▶ **Instruction**
Make a verbatim copy of the entries below; pictures stay out.
===== Given entries
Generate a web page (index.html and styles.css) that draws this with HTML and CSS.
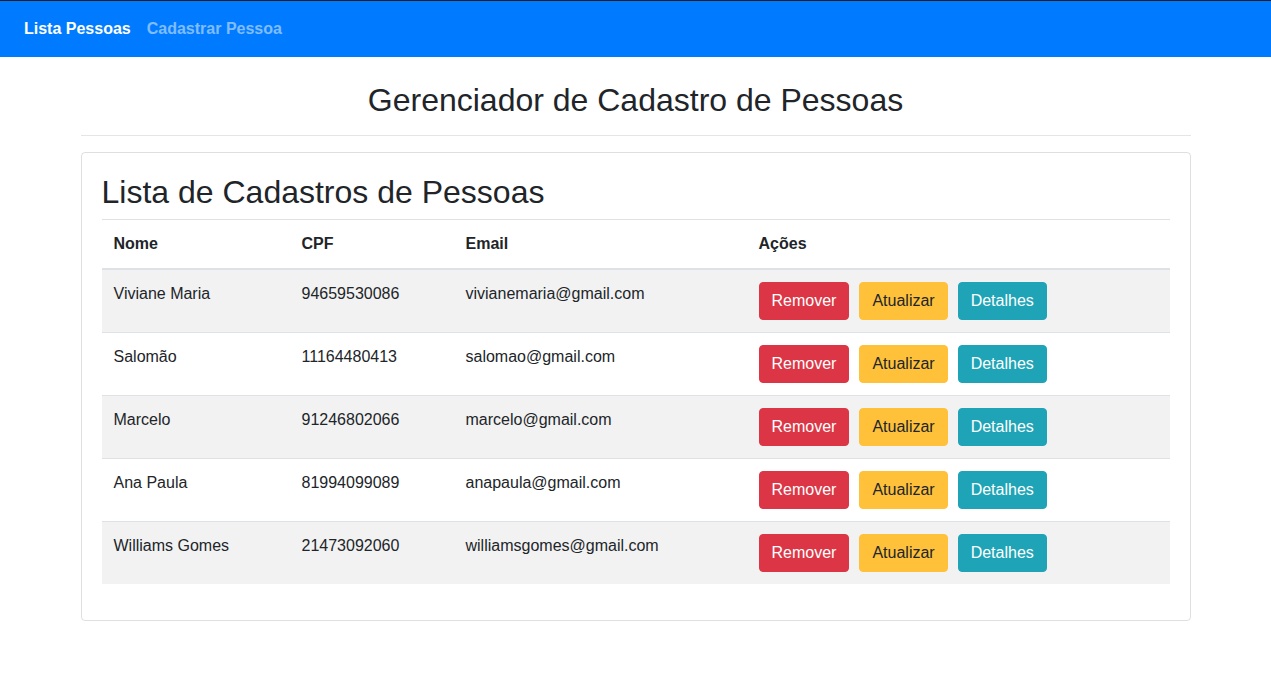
FILE: index.html
```html
<!DOCTYPE html>
<html lang="pt-BR">
<head>
<meta charset="utf-8">
<title>Gerenciador de Cadastro de Pessoas</title>
<link rel="stylesheet" href="styles.css">
</head>
<body>
<nav class="navbar">
  <a class="nav-link active" href="#">Lista Pessoas</a>
  <a class="nav-link" href="#">Cadastrar Pessoa</a>
</nav>
<main class="container">
  <header class="page-header">
    <h2 class="page-title">Gerenciador de Cadastro de Pessoas</h2>
    <hr class="divider">
  </header>
  <section class="card">
    <div class="card-body">
      <h2 class="card-title">Lista de Cadastros de Pessoas</h2>
      <table class="table">
        <thead>
          <tr>
            <th class="col-nome">Nome</th>
            <th class="col-cpf">CPF</th>
            <th class="col-email">Email</th>
            <th class="col-acoes">Ações</th>
          </tr>
        </thead>
        <tbody>
          <tr class="striped">
            <td>Viviane Maria</td><td>94659530086</td><td>vivianemaria@gmail.com</td>
            <td><div class="actions"><button class="btn btn-danger">Remover</button><button class="btn btn-warning">Atualizar</button><button class="btn btn-info">Detalhes</button></div></td>
          </tr>
          <tr>
            <td>Salomão</td><td>11164480413</td><td>salomao@gmail.com</td>
            <td><div class="actions"><button class="btn btn-danger">Remover</button><button class="btn btn-warning">Atualizar</button><button class="btn btn-info">Detalhes</button></div></td>
          </tr>
          <tr class="striped">
            <td>Marcelo</td><td>91246802066</td><td>marcelo@gmail.com</td>
            <td><div class="actions"><button class="btn btn-danger">Remover</button><button class="btn btn-warning">Atualizar</button><button class="btn btn-info">Detalhes</button></div></td>
          </tr>
          <tr>
            <td>Ana Paula</td><td>81994099089</td><td>anapaula@gmail.com</td>
            <td><div class="actions"><button class="btn btn-danger">Remover</button><button class="btn btn-warning">Atualizar</button><button class="btn btn-info">Detalhes</button></div></td>
          </tr>
          <tr class="striped">
            <td>Williams Gomes</td><td>21473092060</td><td>williamsgomes@gmail.com</td>
            <td><div class="actions"><button class="btn btn-danger">Remover</button><button class="btn btn-warning">Atualizar</button><button class="btn btn-info">Detalhes</button></div></td>
          </tr>
        </tbody>
      </table>
    </div>
  </section>
</main>
</body>
</html>
```
FILE: styles.css
```css
* { box-sizing: border-box; }
html, body {
  margin: 0;
  padding: 0;
  background: #fff;
  color: #212529;
  font-family: "Liberation Sans", Arial, sans-serif;
  font-size: 16px;
  line-height: 1.5;
}
.navbar {
  display: flex;
  align-items: center;
  height: 57px;
  padding: 0 16px;
  background: #007bff;
  border-top: 1px solid #1d1d1d;
}
.nav-link {
  padding: 8px;
  font-weight: 700;
  text-decoration: none;
  color: rgba(255, 255, 255, 0.5);
  line-height: 24px;
}
.nav-link.active { color: #fff; }
.container {
  width: 1110px;
  margin: 0 auto;
}
.page-header { padding-top: 24px; }
.page-title {
  margin: 0;
  text-align: center;
  font-size: 32px;
  font-weight: 400;
  line-height: 1.2;
}
.divider {
  margin: 16px 0;
  border: 0;
  border-top: 1px solid rgba(0, 0, 0, 0.1);
}
.card {
  border: 1px solid rgba(0, 0, 0, 0.125);
  border-radius: 4px;
}
.card-body { padding: 20px; }
.card-title {
  margin: 0 0 7px;
  font-size: 32px;
  font-weight: 400;
  line-height: 1.2;
}
.table {
  width: 100%;
  margin-bottom: 16px;
  border-collapse: collapse;
}
.table th, .table td {
  padding: 12px;
  vertical-align: top;
  text-align: left;
  border-top: 1px solid #dee2e6;
}
.table thead th {
  vertical-align: bottom;
  border-bottom: 2px solid #dee2e6;
  font-weight: 700;
}
.col-nome { width: 188px; }
.col-cpf { width: 164px; }
.col-email { width: 293px; }
.table tbody tr.striped { background: rgba(0, 0, 0, 0.05); }
.table tbody tr:first-child td { border-top: 0; }
.actions {
  display: flex;
  gap: 10px;
}
.btn {
  font-family: inherit;
  font-size: 16px;
  line-height: 24px;
  padding: 6px 12px;
  border: 1px solid transparent;
  border-radius: 4px;
  cursor: pointer;
}
.btn-danger { background: #dc3545; border-color: #dc3545; color: #fff; }
.btn-warning { background: #ffc13a; border-color: #ffc13a; color: #212529; }
.btn-info { background: #1ea4b6; border-color: #1ea4b6; color: #fff; }
```
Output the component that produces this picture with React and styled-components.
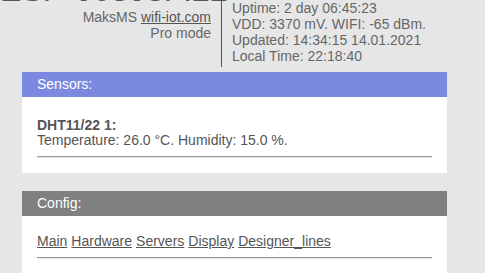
==========
▶ **Reply to the exercise**
Generate a web page (index.html and styles.css) that draws this with HTML and CSS.
FILE: index.html
```html
<!DOCTYPE html>
<html lang="pt-BR">
<head>
<meta charset="utf-8">
<title>Gerenciador de Cadastro de Pessoas</title>
<link rel="stylesheet" href="styles.css">
</head>
<body>
<nav class="navbar">
  <a class="nav-link active" href="#">Lista Pessoas</a>
  <a class="nav-link" href="#">Cadastrar Pessoa</a>
</nav>
<main class="container">
  <header class="page-header">
    <h2 class="page-title">Gerenciador de Cadastro de Pessoas</h2>
    <hr class="divider">
  </header>
  <section class="card">
    <div class="card-body">
      <h2 class="card-title">Lista de Cadastros de Pessoas</h2>
      <table class="table">
        <thead>
          <tr>
            <th class="col-nome">Nome</th>
            <th class="col-cpf">CPF</th>
            <th class="col-email">Email</th>
            <th class="col-acoes">Ações</th>
          </tr>
        </thead>
        <tbody>
          <tr class="striped">
            <td>Viviane Maria</td><td>94659530086</td><td>vivianemaria@gmail.com</td>
            <td><div class="actions"><button class="btn btn-danger">Remover</button><button class="btn btn-warning">Atualizar</button><button class="btn btn-info">Detalhes</button></div></td>
          </tr>
          <tr>
            <td>Salomão</td><td>11164480413</td><td>salomao@gmail.com</td>
            <td><div class="actions"><button class="btn btn-danger">Remover</button><button class="btn btn-warning">Atualizar</button><button class="btn btn-info">Detalhes</button></div></td>
          </tr>
          <tr class="striped">
            <td>Marcelo</td><td>91246802066</td><td>marcelo@gmail.com</td>
            <td><div class="actions"><button class="btn btn-danger">Remover</button><button class="btn btn-warning">Atualizar</button><button class="btn btn-info">Detalhes</button></div></td>
          </tr>
          <tr>
            <td>Ana Paula</td><td>81994099089</td><td>anapaula@gmail.com</td>
            <td><div class="actions"><button class="btn btn-danger">Remover</button><button class="btn btn-warning">Atualizar</button><button class="btn btn-info">Detalhes</button></div></td>
          </tr>
          <tr class="striped">
            <td>Williams Gomes</td><td>21473092060</td><td>williamsgomes@gmail.com</td>
            <td><div class="actions"><button class="btn btn-danger">Remover</button><button class="btn btn-warning">Atualizar</button><button class="btn btn-info">Detalhes</button></div></td>
          </tr>
        </tbody>
      </table>
    </div>
  </section>
</main>
</body>
</html>
```
FILE: styles.css
```css
* { box-sizing: border-box; }
html, body {
  margin: 0;
  padding: 0;
  background: #fff;
  color: #212529;
  font-family: "Liberation Sans", Arial, sans-serif;
  font-size: 16px;
  line-height: 1.5;
}
.navbar {
  display: flex;
  align-items: center;
  height: 57px;
  padding: 0 16px;
  background: #007bff;
  border-top: 1px solid #1d1d1d;
}
.nav-link {
  padding: 8px;
  font-weight: 700;
  text-decoration: none;
  color: rgba(255, 255, 255, 0.5);
  line-height: 24px;
}
.nav-link.active { color: #fff; }
.container {
  width: 1110px;
  margin: 0 auto;
}
.page-header { padding-top: 24px; }
.page-title {
  margin: 0;
  text-align: center;
  font-size: 32px;
  font-weight: 400;
  line-height: 1.2;
}
.divider {
  margin: 16px 0;
  border: 0;
  border-top: 1px solid rgba(0, 0, 0, 0.1);
}
.card {
  border: 1px solid rgba(0, 0, 0, 0.125);
  border-radius: 4px;
}
.card-body { padding: 20px; }
.card-title {
  margin: 0 0 7px;
  font-size: 32px;
  font-weight: 400;
  line-height: 1.2;
}
.table {
  width: 100%;
  margin-bottom: 16px;
  border-collapse: collapse;
}
.table th, .table td {
  padding: 12px;
  vertical-align: top;
  text-align: left;
  border-top: 1px solid #dee2e6;
}
.table thead th {
  vertical-align: bottom;
  border-bottom: 2px solid #dee2e6;
  font-weight: 700;
}
.col-nome { width: 188px; }
.col-cpf { width: 164px; }
.col-email { width: 293px; }
.table tbody tr.striped { background: rgba(0, 0, 0, 0.05); }
.table tbody tr:first-child td { border-top: 0; }
.actions {
  display: flex;
  gap: 10px;
}
.btn {
  font-family: inherit;
  font-size: 16px;
  line-height: 24px;
  padding: 6px 12px;
  border: 1px solid transparent;
  border-radius: 4px;
  cursor: pointer;
}
.btn-danger { background: #dc3545; border-color: #dc3545; color: #fff; }
.btn-warning { background: #ffc13a; border-color: #ffc13a; color: #212529; }
.btn-info { background: #1ea4b6; border-color: #1ea4b6; color: #fff; }
```
Output the component that produces this picture with React and styled-components.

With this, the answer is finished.